● Short task
Records follow. Select each line holding "components".

● Data for the task

--------------------

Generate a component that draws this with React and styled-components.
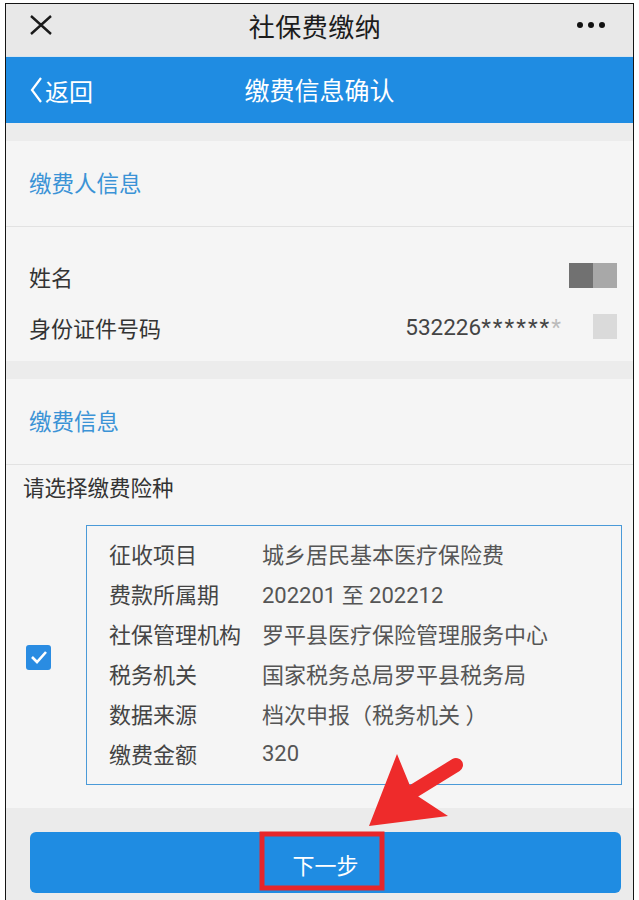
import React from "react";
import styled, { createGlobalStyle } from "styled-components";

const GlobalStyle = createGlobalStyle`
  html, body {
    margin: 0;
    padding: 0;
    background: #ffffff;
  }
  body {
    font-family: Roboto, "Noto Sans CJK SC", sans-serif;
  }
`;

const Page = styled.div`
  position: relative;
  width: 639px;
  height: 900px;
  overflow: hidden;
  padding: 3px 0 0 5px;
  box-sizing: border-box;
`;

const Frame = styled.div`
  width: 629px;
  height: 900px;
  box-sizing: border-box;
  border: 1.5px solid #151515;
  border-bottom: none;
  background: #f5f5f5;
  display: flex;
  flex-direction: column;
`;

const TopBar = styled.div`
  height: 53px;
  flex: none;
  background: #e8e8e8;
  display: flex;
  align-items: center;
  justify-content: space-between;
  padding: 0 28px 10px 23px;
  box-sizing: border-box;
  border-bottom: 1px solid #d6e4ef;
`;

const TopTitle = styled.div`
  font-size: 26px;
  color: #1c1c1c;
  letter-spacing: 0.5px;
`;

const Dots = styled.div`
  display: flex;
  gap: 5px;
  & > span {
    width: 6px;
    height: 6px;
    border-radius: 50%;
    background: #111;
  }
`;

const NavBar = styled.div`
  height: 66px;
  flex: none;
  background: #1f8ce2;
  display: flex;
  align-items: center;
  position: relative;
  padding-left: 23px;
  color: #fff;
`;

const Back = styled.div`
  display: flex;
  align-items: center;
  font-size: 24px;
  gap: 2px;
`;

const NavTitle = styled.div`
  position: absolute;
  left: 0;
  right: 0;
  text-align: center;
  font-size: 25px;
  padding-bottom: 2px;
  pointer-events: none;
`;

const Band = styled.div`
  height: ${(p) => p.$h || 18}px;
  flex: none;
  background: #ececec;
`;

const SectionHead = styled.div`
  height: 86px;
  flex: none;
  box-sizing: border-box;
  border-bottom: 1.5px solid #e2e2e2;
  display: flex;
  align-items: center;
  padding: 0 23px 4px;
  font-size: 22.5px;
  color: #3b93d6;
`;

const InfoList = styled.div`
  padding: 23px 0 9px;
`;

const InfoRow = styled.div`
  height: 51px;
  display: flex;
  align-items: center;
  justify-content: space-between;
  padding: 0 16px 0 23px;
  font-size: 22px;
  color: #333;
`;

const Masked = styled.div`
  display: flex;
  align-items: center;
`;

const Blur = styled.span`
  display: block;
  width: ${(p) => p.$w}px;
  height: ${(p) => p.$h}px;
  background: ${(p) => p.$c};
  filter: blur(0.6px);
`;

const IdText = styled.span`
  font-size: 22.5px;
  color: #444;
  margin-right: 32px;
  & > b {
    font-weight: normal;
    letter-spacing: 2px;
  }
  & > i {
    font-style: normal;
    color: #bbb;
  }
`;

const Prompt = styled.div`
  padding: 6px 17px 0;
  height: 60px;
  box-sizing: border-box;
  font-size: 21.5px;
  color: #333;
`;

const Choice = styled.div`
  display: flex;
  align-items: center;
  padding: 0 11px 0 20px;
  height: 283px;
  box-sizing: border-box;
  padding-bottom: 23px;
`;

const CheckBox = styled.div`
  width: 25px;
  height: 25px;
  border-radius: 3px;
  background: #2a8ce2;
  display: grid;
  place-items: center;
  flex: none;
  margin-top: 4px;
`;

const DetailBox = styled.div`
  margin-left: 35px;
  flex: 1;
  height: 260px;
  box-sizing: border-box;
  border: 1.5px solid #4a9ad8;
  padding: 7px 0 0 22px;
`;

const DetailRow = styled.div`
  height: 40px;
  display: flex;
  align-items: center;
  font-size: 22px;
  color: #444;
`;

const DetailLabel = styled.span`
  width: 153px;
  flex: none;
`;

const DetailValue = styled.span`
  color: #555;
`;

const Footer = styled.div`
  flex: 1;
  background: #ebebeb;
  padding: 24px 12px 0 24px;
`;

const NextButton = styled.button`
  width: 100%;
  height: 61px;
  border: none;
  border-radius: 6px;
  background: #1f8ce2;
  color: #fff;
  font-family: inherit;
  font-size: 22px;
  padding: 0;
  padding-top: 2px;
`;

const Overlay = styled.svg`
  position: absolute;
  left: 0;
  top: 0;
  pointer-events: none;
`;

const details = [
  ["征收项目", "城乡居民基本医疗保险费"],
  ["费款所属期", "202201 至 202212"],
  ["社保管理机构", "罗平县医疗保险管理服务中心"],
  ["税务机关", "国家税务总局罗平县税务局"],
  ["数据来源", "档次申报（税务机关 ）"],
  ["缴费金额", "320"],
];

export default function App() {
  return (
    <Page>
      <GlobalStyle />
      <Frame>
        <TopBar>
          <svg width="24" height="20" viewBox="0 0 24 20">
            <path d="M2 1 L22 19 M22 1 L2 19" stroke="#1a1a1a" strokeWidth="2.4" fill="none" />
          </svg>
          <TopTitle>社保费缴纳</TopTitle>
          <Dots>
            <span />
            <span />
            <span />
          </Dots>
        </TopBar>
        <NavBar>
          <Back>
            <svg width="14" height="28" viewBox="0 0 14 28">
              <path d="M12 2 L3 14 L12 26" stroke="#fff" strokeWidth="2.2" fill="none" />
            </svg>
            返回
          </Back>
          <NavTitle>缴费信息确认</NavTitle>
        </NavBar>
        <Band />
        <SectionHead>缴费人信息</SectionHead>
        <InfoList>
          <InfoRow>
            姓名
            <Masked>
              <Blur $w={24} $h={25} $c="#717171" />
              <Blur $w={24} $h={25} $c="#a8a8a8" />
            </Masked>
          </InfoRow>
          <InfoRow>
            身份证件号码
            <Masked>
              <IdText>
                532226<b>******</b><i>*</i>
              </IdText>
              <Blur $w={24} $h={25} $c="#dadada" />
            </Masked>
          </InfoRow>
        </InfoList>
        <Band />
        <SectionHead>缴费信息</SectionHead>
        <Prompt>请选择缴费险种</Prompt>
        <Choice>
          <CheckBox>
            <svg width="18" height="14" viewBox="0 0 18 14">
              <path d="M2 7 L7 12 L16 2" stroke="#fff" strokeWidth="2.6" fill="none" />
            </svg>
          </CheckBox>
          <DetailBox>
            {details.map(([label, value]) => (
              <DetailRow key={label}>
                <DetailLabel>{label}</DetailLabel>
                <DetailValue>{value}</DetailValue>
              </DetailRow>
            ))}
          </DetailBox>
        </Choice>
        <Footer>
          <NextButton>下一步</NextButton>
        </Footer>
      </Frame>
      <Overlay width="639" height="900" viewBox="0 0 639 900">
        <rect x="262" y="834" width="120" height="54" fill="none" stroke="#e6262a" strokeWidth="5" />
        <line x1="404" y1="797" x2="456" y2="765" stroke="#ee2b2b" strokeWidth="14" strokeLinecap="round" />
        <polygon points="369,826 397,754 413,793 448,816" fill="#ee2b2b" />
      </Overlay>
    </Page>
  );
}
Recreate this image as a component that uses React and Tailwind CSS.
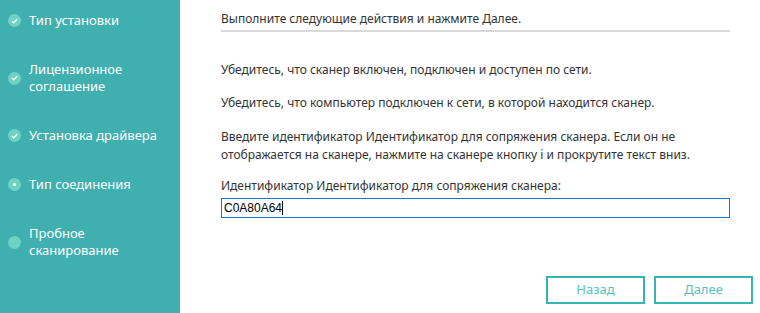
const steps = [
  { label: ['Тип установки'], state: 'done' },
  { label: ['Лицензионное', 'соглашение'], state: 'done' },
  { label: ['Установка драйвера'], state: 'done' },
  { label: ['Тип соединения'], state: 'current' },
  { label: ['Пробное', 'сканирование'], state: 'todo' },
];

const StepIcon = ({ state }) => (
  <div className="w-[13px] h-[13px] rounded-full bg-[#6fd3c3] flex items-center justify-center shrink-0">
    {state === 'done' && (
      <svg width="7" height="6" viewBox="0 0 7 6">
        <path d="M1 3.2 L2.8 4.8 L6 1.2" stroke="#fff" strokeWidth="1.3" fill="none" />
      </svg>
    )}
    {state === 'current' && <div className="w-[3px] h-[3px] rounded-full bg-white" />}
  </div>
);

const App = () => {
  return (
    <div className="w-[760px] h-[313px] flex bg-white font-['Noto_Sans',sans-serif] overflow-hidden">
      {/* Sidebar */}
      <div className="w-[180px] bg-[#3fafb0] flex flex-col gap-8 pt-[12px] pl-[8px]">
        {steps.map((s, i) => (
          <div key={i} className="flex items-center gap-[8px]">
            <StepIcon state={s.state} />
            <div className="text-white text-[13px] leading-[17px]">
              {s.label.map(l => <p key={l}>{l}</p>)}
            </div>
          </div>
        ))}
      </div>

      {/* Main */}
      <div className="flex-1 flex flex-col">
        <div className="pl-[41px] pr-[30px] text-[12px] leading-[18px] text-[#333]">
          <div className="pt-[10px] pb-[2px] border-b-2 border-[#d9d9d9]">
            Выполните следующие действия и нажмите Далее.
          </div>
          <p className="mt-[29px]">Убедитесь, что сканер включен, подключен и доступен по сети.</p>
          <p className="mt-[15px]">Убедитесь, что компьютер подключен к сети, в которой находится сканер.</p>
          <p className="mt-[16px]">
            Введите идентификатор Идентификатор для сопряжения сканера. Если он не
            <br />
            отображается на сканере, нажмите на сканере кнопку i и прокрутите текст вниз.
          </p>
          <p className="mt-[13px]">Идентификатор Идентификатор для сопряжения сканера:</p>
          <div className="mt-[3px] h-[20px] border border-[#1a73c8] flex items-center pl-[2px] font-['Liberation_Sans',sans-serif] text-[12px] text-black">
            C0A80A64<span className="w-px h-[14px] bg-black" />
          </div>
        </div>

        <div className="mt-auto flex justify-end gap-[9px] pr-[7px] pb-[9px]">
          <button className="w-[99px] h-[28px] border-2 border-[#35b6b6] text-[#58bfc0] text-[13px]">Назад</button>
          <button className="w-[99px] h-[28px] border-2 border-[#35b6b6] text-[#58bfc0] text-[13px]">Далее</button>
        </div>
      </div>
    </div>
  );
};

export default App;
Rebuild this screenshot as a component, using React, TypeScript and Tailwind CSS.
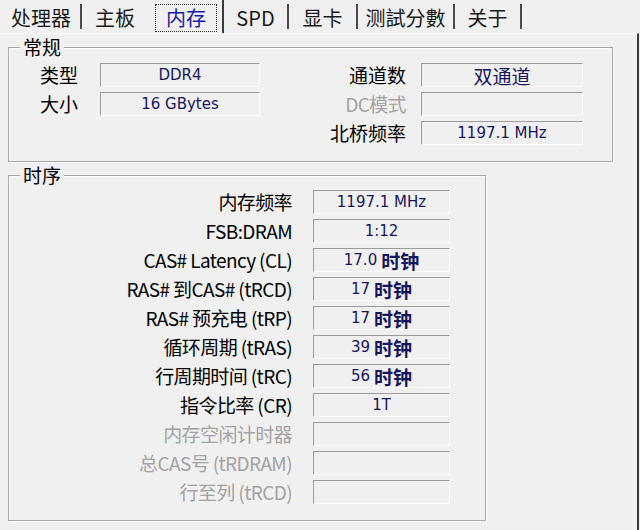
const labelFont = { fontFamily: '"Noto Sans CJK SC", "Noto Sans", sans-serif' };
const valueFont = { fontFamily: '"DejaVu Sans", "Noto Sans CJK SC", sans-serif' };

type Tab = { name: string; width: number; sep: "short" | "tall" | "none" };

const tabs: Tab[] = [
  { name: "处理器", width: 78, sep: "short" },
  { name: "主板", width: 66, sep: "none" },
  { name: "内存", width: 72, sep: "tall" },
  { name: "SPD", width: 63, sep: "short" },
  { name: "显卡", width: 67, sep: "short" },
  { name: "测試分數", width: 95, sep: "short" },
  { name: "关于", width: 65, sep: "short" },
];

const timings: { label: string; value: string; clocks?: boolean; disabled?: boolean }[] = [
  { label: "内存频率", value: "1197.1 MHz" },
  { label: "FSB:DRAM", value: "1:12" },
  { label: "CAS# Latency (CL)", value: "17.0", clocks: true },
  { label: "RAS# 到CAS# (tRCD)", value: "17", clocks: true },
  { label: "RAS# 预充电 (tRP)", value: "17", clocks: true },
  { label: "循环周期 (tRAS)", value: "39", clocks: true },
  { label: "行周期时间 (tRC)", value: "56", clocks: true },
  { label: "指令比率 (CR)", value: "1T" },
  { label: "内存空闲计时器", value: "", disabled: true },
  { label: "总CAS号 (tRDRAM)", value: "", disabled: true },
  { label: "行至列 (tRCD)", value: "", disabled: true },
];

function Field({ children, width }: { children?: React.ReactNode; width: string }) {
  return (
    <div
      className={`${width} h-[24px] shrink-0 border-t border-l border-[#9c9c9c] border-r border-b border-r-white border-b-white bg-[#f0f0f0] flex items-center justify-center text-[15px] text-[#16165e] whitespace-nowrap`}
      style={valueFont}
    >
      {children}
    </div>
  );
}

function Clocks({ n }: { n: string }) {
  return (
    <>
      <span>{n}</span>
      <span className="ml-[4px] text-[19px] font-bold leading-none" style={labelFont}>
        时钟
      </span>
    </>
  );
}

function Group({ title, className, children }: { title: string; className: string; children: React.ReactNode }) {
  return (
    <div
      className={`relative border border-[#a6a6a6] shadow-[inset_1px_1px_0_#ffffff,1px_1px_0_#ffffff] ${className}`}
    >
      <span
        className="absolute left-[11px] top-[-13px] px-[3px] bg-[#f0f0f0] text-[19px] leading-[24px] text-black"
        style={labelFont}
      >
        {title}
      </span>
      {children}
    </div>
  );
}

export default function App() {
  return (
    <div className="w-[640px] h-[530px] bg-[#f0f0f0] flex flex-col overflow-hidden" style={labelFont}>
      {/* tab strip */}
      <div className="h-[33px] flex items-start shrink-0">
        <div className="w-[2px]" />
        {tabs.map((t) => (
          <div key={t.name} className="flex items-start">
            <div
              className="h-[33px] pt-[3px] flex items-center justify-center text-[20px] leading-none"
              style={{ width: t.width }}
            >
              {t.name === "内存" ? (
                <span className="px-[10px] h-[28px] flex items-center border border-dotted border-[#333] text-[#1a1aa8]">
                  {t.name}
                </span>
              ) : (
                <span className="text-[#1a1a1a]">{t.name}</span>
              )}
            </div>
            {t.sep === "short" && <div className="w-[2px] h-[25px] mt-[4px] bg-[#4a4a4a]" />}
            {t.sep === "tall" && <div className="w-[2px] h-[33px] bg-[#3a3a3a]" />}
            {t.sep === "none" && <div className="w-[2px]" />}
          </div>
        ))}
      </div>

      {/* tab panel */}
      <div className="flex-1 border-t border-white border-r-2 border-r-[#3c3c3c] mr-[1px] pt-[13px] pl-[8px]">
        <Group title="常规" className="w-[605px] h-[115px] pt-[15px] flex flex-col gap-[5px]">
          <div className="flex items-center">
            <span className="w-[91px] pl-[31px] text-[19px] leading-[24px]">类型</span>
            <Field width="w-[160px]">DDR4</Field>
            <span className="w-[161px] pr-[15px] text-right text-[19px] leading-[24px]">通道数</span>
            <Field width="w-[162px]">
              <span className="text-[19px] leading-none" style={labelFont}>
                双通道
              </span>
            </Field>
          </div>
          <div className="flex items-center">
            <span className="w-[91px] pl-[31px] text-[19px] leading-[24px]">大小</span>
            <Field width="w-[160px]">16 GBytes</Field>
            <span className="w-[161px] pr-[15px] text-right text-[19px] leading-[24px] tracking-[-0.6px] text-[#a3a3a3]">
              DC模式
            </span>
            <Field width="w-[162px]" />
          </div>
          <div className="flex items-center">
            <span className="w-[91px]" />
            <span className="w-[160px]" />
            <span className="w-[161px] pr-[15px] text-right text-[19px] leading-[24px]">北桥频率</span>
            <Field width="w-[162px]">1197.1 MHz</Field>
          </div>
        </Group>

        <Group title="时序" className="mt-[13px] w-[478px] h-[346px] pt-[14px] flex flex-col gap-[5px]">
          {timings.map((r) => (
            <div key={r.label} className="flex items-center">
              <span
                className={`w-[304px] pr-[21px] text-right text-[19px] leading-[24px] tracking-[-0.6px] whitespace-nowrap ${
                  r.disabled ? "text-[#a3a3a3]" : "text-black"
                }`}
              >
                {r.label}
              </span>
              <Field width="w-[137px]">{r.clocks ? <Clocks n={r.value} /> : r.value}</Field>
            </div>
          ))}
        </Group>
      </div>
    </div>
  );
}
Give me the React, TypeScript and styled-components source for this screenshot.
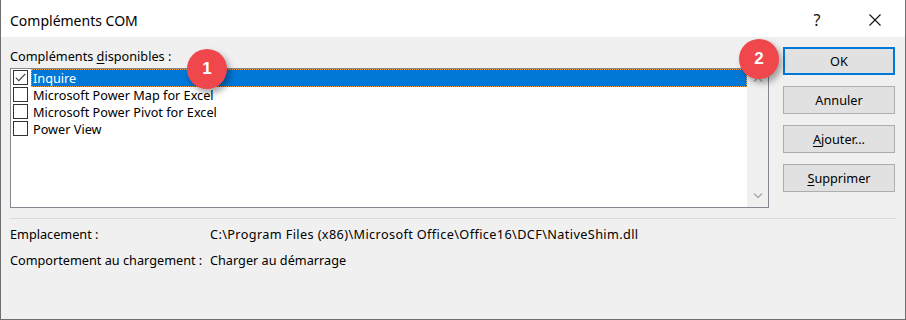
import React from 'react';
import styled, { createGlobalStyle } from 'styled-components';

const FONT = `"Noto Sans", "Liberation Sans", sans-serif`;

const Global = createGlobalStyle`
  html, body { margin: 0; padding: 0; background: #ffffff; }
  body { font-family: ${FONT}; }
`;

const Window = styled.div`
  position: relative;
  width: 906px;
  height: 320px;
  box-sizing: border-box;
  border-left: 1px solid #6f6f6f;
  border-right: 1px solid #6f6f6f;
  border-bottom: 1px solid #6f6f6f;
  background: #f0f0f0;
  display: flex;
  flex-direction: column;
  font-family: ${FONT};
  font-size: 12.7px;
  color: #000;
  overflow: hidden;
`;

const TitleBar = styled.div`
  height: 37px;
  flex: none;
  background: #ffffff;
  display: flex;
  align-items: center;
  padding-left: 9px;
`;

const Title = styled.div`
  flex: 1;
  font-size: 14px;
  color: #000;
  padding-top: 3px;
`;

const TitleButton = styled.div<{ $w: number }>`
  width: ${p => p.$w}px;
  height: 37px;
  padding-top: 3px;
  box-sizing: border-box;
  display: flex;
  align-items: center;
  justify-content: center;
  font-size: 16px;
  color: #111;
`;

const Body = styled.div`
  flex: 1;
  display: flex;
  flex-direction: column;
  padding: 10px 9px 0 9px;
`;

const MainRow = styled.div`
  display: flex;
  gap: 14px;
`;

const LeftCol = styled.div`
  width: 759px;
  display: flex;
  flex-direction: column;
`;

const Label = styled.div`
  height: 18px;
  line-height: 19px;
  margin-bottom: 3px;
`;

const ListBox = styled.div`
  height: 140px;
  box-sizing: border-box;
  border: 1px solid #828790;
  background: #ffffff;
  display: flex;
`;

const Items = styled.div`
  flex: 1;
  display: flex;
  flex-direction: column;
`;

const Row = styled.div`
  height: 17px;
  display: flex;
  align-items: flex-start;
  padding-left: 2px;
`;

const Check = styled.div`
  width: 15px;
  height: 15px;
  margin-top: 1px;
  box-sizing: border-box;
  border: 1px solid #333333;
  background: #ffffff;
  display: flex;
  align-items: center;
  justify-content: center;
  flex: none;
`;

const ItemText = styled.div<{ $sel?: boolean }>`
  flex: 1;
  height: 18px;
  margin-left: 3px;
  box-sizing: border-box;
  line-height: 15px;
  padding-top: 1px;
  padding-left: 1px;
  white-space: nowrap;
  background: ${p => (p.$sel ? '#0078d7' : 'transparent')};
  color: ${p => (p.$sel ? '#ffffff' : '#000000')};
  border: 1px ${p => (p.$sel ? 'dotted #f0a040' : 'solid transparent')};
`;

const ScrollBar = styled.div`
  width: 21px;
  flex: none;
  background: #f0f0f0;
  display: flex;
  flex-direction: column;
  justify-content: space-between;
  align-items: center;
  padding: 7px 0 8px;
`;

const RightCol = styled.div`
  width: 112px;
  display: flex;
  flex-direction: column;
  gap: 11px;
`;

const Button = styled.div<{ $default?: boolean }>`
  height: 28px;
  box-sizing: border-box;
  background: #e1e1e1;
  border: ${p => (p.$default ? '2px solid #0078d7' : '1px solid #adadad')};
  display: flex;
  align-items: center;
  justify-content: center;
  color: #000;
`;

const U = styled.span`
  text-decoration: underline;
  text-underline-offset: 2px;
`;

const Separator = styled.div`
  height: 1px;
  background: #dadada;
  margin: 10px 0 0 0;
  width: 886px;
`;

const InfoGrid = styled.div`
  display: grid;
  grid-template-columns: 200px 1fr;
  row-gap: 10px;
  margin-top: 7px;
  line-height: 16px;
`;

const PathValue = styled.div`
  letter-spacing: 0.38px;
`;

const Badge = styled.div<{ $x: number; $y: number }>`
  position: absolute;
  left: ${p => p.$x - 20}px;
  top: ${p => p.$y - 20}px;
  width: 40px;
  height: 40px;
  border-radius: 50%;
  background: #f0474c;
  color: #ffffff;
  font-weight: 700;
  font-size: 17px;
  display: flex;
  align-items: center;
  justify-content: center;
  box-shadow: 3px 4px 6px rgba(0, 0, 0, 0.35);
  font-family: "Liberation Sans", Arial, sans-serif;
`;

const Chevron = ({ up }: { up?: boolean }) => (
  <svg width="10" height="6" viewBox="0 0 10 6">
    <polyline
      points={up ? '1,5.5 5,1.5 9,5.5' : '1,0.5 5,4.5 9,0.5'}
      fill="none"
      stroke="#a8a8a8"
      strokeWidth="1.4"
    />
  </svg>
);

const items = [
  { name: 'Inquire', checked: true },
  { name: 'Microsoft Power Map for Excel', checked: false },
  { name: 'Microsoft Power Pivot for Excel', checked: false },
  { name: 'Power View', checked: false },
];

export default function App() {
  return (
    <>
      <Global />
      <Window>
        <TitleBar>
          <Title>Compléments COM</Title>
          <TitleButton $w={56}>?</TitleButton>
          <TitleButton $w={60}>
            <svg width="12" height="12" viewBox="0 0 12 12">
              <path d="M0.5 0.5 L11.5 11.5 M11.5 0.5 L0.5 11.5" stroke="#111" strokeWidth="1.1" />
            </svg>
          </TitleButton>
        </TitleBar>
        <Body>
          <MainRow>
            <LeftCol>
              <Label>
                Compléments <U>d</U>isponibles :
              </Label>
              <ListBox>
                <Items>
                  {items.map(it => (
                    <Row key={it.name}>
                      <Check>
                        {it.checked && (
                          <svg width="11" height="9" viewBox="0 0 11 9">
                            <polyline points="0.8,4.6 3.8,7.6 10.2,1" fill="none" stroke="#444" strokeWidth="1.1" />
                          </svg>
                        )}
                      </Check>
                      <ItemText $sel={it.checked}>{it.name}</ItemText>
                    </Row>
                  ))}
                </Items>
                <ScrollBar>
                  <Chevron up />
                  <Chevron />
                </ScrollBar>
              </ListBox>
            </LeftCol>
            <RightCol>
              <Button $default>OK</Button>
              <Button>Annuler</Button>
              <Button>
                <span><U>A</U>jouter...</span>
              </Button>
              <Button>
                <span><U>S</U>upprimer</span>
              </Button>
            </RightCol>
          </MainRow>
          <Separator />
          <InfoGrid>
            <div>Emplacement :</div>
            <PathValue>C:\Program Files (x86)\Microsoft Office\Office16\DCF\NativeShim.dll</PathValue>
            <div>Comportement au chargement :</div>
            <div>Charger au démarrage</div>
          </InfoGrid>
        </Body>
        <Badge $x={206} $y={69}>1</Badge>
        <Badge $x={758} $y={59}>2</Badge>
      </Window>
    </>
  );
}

--------------------

● Exercise result
Generate a component that draws this with React and styled-components.
import styled, { createGlobalStyle } from "styled-components";
Give me the React, TypeScript and styled-components source for this screenshot.
import styled, { createGlobalStyle } from 'styled-components';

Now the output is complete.